MARTIN TURNER- Cabbage Patch, Twickenham, 7 March 2024

The rest of the album (well, nearly all, as we will discover later) was delivered in a fashion faithful to the original, beginning with the now familiar story of the recovering drug addict that led the young Turner up the garden path and inspired ‘Doctor’. It was an excellent example not just of those twin guitars but the way Martin’s bass lines dance among them almost like a third lead instrument.

However the order of songs was altered to suit the flow of a live set, so it was followed by the rarely heard ‘Helpless’, very commercial and almost the little brother of ‘Living Proof’, before the lengthy instrumental ‘F.U.B.B’ in which not a note was wasted. The dreamy, languid melodies of ‘Lorelei’ and ‘Persephone’ that characterise that era of Wishbone saw Martin in excellent voice and the guitarists excelling, Danny in particular.

MARTIN TURNER- Cabbage Patch, Twickenham, 7 March 2024

Partner in crime Misha Nikolic, whose role seems to have gradually grown to encompass some backing vocals and a greater role in the inter-band banter came into his own with a harder rocking solo on ‘Runaway’ and the majority of them on ‘Way Of the World’, another epic getting a relatively rare airing, and where Martin and Danny sang in harmony on the second of its two sections.

The second half of the gig began with the sole cut on the album from ‘Argus’, after a fashion as just on the record ‘Time Was’ was stripped of its lengthy gentle intro and went straight into the full blown rock out with some outstanding soloing from Danny. After some rather un-PC remarks from Martin about the man the Japanese call ‘lollie’, there was a rare chance to hear ‘Goodbye Baby Hello Friend’, their blatant (if unsuccessful) push for a hit single. It never sounded particularly Wishbone-ish and hasn’t aged as well as their other material. Danny couldn’t quite replicate the Wisefield vocals either but more than made up for it when playing ‘Ted Turner’, both singing and with some breathtaking slide guitar in borrowing ‘Rock and Roll Widow’ from the first Live Dates album.

MARTIN TURNER- Cabbage Patch, Twickenham, 7 March 2024

Martin then likened the laid back melodies of ‘In All Of My Dreams You Rescue Me’ to sitting in a warm bath, but again those twin guitars excelled, this time in a different musical fashion. Another surprise addition from the Mark 2 period was a beautiful ‘Lady Jay’, and the way in which the closing section was quietened then brought to a neat crescendo was a good illustration of the precision and subtlety relatively new drummer Sonny Flint brought to the table.

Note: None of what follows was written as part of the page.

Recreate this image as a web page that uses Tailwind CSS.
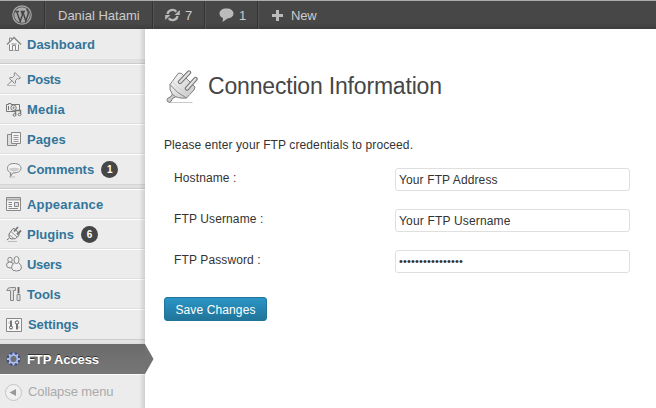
<!DOCTYPE html>
<html lang="en">
<head>
<meta charset="utf-8">
<title>Connection Information</title>
<script src="https://cdn.jsdelivr.net/npm/@tailwindcss/browser@4"></script>
</head>
<body class="h-[408px] w-[656px] overflow-hidden bg-white font-['Liberation_Sans',Arial,sans-serif] text-[#333]">
<header class="flex h-[29px] items-stretch border-t border-[#a9aeaa] bg-linear-to-b from-[#474747] from-80% to-[#3d3d3d] text-[13px] text-[#ccc]">
  <div class="flex w-[45px] items-center border-r border-[#333] pl-3">
    <svg class="size-5" viewBox="0 0 20 20" fill="none" stroke="#aaa"><circle cx="10" cy="10" r="9.200" stroke-width="1.200"/><circle cx="10" cy="10" r="7.800" fill="#a8a8a8" stroke="none"/><path d="M3.200 6.500H7M8.600 6.500H13M4.700 6.500L8.200 16.500L10.500 9.500L9.400 6.500M10.800 6.500L13.800 16L16.300 8.800Q16.500 6 14.900 5Q15 3.500 16 4.500" stroke="#444" stroke-width="1.400"/></svg>
  </div>
  <div class="flex w-[108px] items-center border-r border-l border-r-[#333] border-l-[#555] pt-px pl-3"><span>Danial Hatami</span></div>
  <div class="flex w-[52px] items-center gap-[5px] border-r border-l border-r-[#333] border-l-[#555] pl-[11px]">
    <svg class="h-[14px] w-[15px]" viewBox="0 0 15 14" fill="none" stroke="#b8b8b8" stroke-width="2.300"><path d="M2.500 6A5 5 0 0 1 11.300 3.700M12.500 8A5 5 0 0 1 3.700 10.300"/><path d="M14.800 2V7H9.500ZM.2 12V7H5.500Z" fill="#b8b8b8" stroke="none"/></svg>
    <span class="pt-px">7</span>
  </div>
  <div class="flex w-[53px] items-center gap-[5px] border-r border-l border-r-[#333] border-l-[#555] pl-[13px]">
    <svg class="h-[14px] w-[15px]" viewBox="0 0 15 14" fill="#bbb"><path d="M7.500.5C12 .5 14.500 2.600 14.500 5.500S12 10.300 8.500 10.500L3.500 14L4 10Q.5 8.500 .5 5.500C.5 2.600 3 .5 7.500 .5Z"/></svg>
    <span class="pt-px">1</span>
  </div>
  <div class="flex items-center gap-2 border-l border-[#555] pl-[13px]">
    <svg class="size-[11px]" viewBox="0 0 11 11"><path d="M5.500 0V11M0 5.500H11" stroke="#bbb" stroke-width="3"/></svg>
    <span class="pt-px tracking-[-0.2px]">New</span>
  </div>
</header>
<div class="flex h-[379px]">
  <nav class="relative w-[145px] shrink-0 bg-[#ececec] text-[13px] font-bold text-[#32759b]">
    <a class="flex h-[31px] items-center gap-[5px] border-b border-[#dfdfdf] pl-1.5">
      <svg class="size-4" viewBox="0 0 16 16" fill="#f5f5f5" stroke="#888"><path d="M3.500 7V14.500H12.500V7"/><path d="M1 8.500L8 1.500L15 8.500" stroke-width="1.500"/><path d="M3.500 5V2H5.500V3.500M6.500 14.500V9.500H9.500V14.500M5.500 8H10.500"/></svg><span class="pt-px">Dashboard</span></a>
    <div class="h-1 border-b border-[#ccc] bg-[#e0e0e0]"></div>
    <a class="flex h-[30px] items-center gap-[5px] border-t border-b border-t-white border-b-[#dfdfdf] pl-1.5">
      <svg class="size-4" viewBox="0 0 16 16" fill="#e5e5e5" stroke="#888"><path d="M1 14.500H10" stroke="#bbb"/><path d="M6 9.500L1.500 14M9 1.500L14.500 7L12.500 8L11.500 7.500L9.500 9.500V12L8.500 12.500L3.500 7.500L4 6.500L6.500 6.500L8.500 4.500L8 3Z"/></svg><span class="pt-px tracking-[-0.35px]">Posts</span></a>
    <a class="flex h-[30px] items-center gap-[5px] border-t border-b border-t-white border-b-[#dfdfdf] pl-1.5">
      <svg class="size-4" viewBox="0 0 16 16" fill="#eee" stroke="#777"><path d="M.5 3.500H2.500V2.500H5V3.500H13.500V10.500H.5Z"/><circle cx="7.500" cy="6.800" r="2.700"/><circle cx="7.500" cy="6.800" r=".7"/><path d="M2.500 5V9"/><path d="M9.500 14V9.500H14.500V13.500" stroke-width="1.500"/><ellipse cx="8.500" cy="14" rx="1.500" ry="1.200"/><ellipse cx="13.500" cy="13.500" rx="1.500" ry="1.200"/></svg><span class="pt-px tracking-[0.25px]">Media</span></a>
    <a class="flex h-[30px] items-center gap-[5px] border-t border-b border-t-white border-b-[#dfdfdf] pl-1.5">
      <svg class="size-4" viewBox="0 0 16 16" fill="#ddd" stroke="#888"><path d="M1.500 3.500H10.500V14.500H1.500Z"/><path d="M5.500 1.500H14.500V12.500H5.500Z" fill="#f3f3f3"/><path d="M7.500 4.500H12.500M7.500 6.500H12.500M7.500 8.500H12.500M7.500 10.500H12.500" stroke="#999"/></svg><span class="pt-px tracking-[0.1px]">Pages</span></a>
    <a class="flex h-[30px] items-center gap-[5px] border-t border-t-white pl-1.5">
      <svg class="size-4" viewBox="0 0 16 16" fill="#f3f3f3" stroke="#888"><path d="M3 15H9" stroke="#bbb"/><path d="M8 1.500C12.500 1.500 15 3.500 15 6.200S12.500 10.500 9 10.800L6.500 11L4.500 14.500V10.500C2.500 9.800 1.500 8.500 1.500 6.200C1.500 3.500 3.500 1.500 8 1.500Z"/><path d="M3 6.500Q8 5 13.500 6.500Q12 9.500 8 9.500T3 6.500Z" fill="#ccc" stroke="none"/></svg><span class="pt-px">Comments</span><b class="ml-[2px] flex size-[17px] items-center justify-center rounded-full bg-[#464646] text-[10px] text-white">1</b></a>
    <div class="h-[5px] border-t border-b border-t-[#d5d5d5] border-b-[#ccc] bg-[#e0e0e0]"></div>
    <a class="flex h-[30px] items-center gap-[5px] border-t border-b border-t-white border-b-[#dfdfdf] pl-1.5">
      <svg class="size-4" viewBox="0 0 16 16" fill="#f5f5f5" stroke="#888"><path d="M.5 1.500H14.500V14.500H.5Z"/><path d="M1 3.500H14" stroke-width="2" stroke="#aaa"/><path d="M2.500 6.500H6M2.500 8.500H6M2.500 10.500H6M2.500 12.500H12"/><path d="M8.500 6.500H12.500V10.500H8.500Z" fill="#ddd"/></svg><span class="pt-px tracking-[0.2px]">Appearance</span></a>
    <a class="flex h-[30px] items-center gap-[5px] border-t border-b border-t-white border-b-[#dfdfdf] pl-1.5">
      <svg class="size-4" viewBox="0 0 16 16" fill="#eee" stroke="#777"><path d="M2 15.500H11" stroke="#bbb"/><path d="M3.500 12L.8 14M3 8L7 2.500L9 3L13 7.500V9.500L9.500 12.500L5 13L3 11Z"/><path d="M3 8.500L8.500 13M5 5.500L11 11" stroke="#999"/><path d="M8 5.500L12 1M11 8.500L15 4.500" stroke-width="1.800"/></svg><span class="pt-px">Plugins</span><b class="ml-[2px] flex size-[17px] items-center justify-center rounded-full bg-[#464646] text-[10px] text-white">6</b></a>
    <a class="flex h-[30px] items-center gap-[5px] border-t border-b border-t-white border-b-[#dfdfdf] pl-1.5">
      <svg class="size-4" viewBox="0 0 16 16" fill="#f0f0f0" stroke="#888"><ellipse cx="4" cy="3.800" rx="2.200" ry="2.500"/><ellipse cx="4" cy="9" rx="3.500" ry="3"/><path d="M8.500 6.500Q5.500 9 5.500 12Q6 15 10.500 15T15.500 12Q15.500 9 12.500 6.500Q10.500 8 8.500 6.500Z"/><ellipse cx="10.500" cy="4" rx="2.500" ry="3.500"/></svg><span class="pt-px tracking-[-0.3px]">Users</span></a>
    <a class="flex h-[30px] items-center gap-[5px] border-t border-b border-t-white border-b-[#dfdfdf] pl-1.5">
      <svg class="size-4" viewBox="0 0 16 16" fill="#ddd" stroke="#888"><path d="M.8 4.500Q1.500 1.500 4.500 1.500H9.500V4.500H7.500V14.500H4.500V4.500H3Z"/><path d="M12.500 1V7.500" stroke-width="1.800" stroke="#666"/><path d="M11 8.500H14V14.500H11Z"/></svg><span class="pt-px">Tools</span></a>
    <a class="flex h-[30px] items-center gap-1.5 border-t border-t-white pl-1.5">
      <svg class="size-4" viewBox="0 0 16 16" fill="#f7f7f7" stroke="#888"><path d="M.5 1.500H15.500V14.500H.5Z"/><path d="M5 3.500V9M11 7V12.500" stroke="#555" stroke-width="1.600"/><circle cx="5" cy="10.500" r="1.500" stroke="#555"/><circle cx="11" cy="5.500" r="1.700" stroke="#555"/><path d="M3 4.500V7M13 9V11.500" stroke="#bbb"/></svg><span class="tracking-[-0.1px]">Settings</span></a>
    <div class="h-[5px] border-t border-b border-t-[#ccc] border-b-[#ddd] bg-[#e3e3e3]"></div>
    <div class="pointer-events-none absolute inset-y-0 right-0 w-1.5 bg-linear-to-r from-transparent to-black/12"></div>
    <a class="relative flex h-[30px] items-center gap-[5px] bg-linear-to-b from-[#6a6a6a] to-[#777] pl-1.5 text-white [text-shadow:0_-1px_0_#333]">
      <svg class="size-4" viewBox="0 0 16 16" fill="none"><circle cx="7.500" cy="8" r="5" stroke="#434d70" stroke-width="4"/><g stroke="#a9bbee" stroke-width="2"><circle cx="7.500" cy="8" r="3.900" stroke-width="1.900"/><path d="M7.500 1.500V4M7.500 12V14.500M1 8H3.500M11.500 8H14M2.900 3.400L4.700 5.200M10.300 10.800L12.100 12.600M12.100 3.400L10.300 5.200M4.700 10.800L2.900 12.600"/></g></svg><span class="pt-px tracking-[-0.1px]">FTP Access</span>
      <svg class="absolute top-0 left-[145px] h-[30px] w-[9px]" viewBox="0 0 9 30"><path d="M0 0L8.500 15L0 30Z" fill="#717171"/></svg>
    </a>
    <a class="flex h-[35px] items-center gap-[6px] border-t border-white pl-[5px] font-normal text-[#aaa]">
      <svg class="size-[17px]" viewBox="0 0 17 17"><circle cx="8.500" cy="8.500" r="8" fill="#f0f0f0" stroke="#c4c4c4"/><path d="M11 5V12L4.500 8.500Z" fill="#999"/></svg><span class="tracking-[-0.1px]">Collapse menu</span></a>
  </nav>
  <main class="flex-1 pl-[19px]">
    <div class="mt-[39px] flex h-[36px] items-center gap-[9px]">
      <svg class="mt-[2px] h-[34px] w-[35px]" viewBox="0 0 34 34" fill="none">
        <defs><linearGradient id="metal" x1="0" y1="0" x2="1" y2="1"><stop offset="0" stop-color="#fcfcfc"/><stop offset="1" stop-color="#c4c4c4"/></linearGradient></defs>
        <path d="M5 32.500H28" stroke="#bbb" stroke-width=".8"/>
        <path d="M8 24L6.500 26.500L3 28.500C1.500 31 4 33.500 6.500 31.500L8 28.500L11 27" fill="#ccc" stroke="#777"/>
        <path d="M5.500 14.500L14 3L17 3.500L30.500 17L29.500 20L22 28Q13 29 8 24.500Q4.500 20 5.500 14.500Z" fill="url(#metal)" stroke="#808080" stroke-linejoin="round"/>
        <path d="M5.500 14.500Q12 23 22 28" stroke="#888"/>
        <path d="M8 11.500Q14 20 25 24.500" stroke="#d2d2d2"/>
        <path d="M15.500 12L24.500 2.500M22.500 18.500L31 9" stroke="#777" stroke-width="4.400" stroke-linecap="round"/>
        <path d="M15.500 12L24.500 2.500M22.500 18.500L31 9" stroke="#e2e2e2" stroke-width="2.200" stroke-linecap="round"/>
      </svg>
      <h1 class="text-[23px] leading-[30px] tracking-[-0.18px] text-[#464646]">Connection Information</h1>
    </div>
    <p class="mt-8 text-[12px] leading-[18px] tracking-[0.1px]">Please enter your FTP credentials to proceed.</p>
    <form class="mt-[14px] flex flex-col text-[12px] tracking-[0.12px]">
      <div class="flex h-[41px]"><label class="w-[231px] pt-0.5 pl-[10px] leading-[16px]">Hostname :</label><div class="flex h-[23px] w-[235px] items-center rounded-[3px] border border-[#dfdfdf] pl-[3px]">Your FTP Address</div></div>
      <div class="flex h-[41px]"><label class="w-[231px] pt-0.5 pl-[10px] leading-[16px]">FTP Username :</label><div class="flex h-[23px] w-[235px] items-center rounded-[3px] border border-[#dfdfdf] pl-[3px] tracking-[0.17px]">Your FTP Username</div></div>
      <div class="flex h-[41px]"><label class="w-[231px] pt-0.5 pl-[10px] leading-[16px]">FTP Password :</label><div class="flex h-[23px] w-[235px] items-center rounded-[3px] border border-[#dfdfdf] pl-[3px]"><span class="text-[11px] tracking-[0.15px]">••••••••••••••••</span></div></div>
      <button type="button" class="mt-[6px] h-6 w-[103px] rounded-[3px] border border-[#21759b] bg-linear-to-b from-[#2a95c5] to-[#21759b] pt-px text-[12px] text-white">Save Changes</button>
    </form>
  </main>
</div>
</body>
</html>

In true Wishbone fashion, some of the more straight ahead rockers were saved for the latter part of the set, beginning with ‘No Easy Road’ with the type of boogie feel that went down well in seventies America, making it easy to understand Martin’s boast that it had been a big hit in New Orleans. After telling the story of the Swedish girlfriend inspiration with his raconteur’s gift, the more familiar ‘Blowing Free’ ended the set, with more excellent slide work from Danny in the closing solo.

Prior to that point it had, for obvious reasons, been quite an ‘Argus’-light set but the more casual audience has to be satisfied, so at the start of the encores, an exquisite as usual ‘Warrior’ segued into ‘Throw Down the Sword’ and that brilliant twin guitar climax, even if Martin’s voice which had held up really well was starting to sound a little more strained at the end of a marathon set.

MARTIN TURNER- Cabbage Patch, Twickenham, 7 March 2024

Unfortunately it was a set that was running up against curfew with time for only one last song, and usual closer ‘Jailbait’ won the day- complete with audience participation, thanks and band intros and a new joke for Martin. Though, refusing to quit while he was ahead, despite goading from band mates and fans alike he still insisted on dropping in two more of his old chestnuts.

All this meant, unforgivably, that they ended up omitting ‘Living Proof’, the best known song and crowning glory from the Mark 2 period, that this gig otherwise showcased so memorably.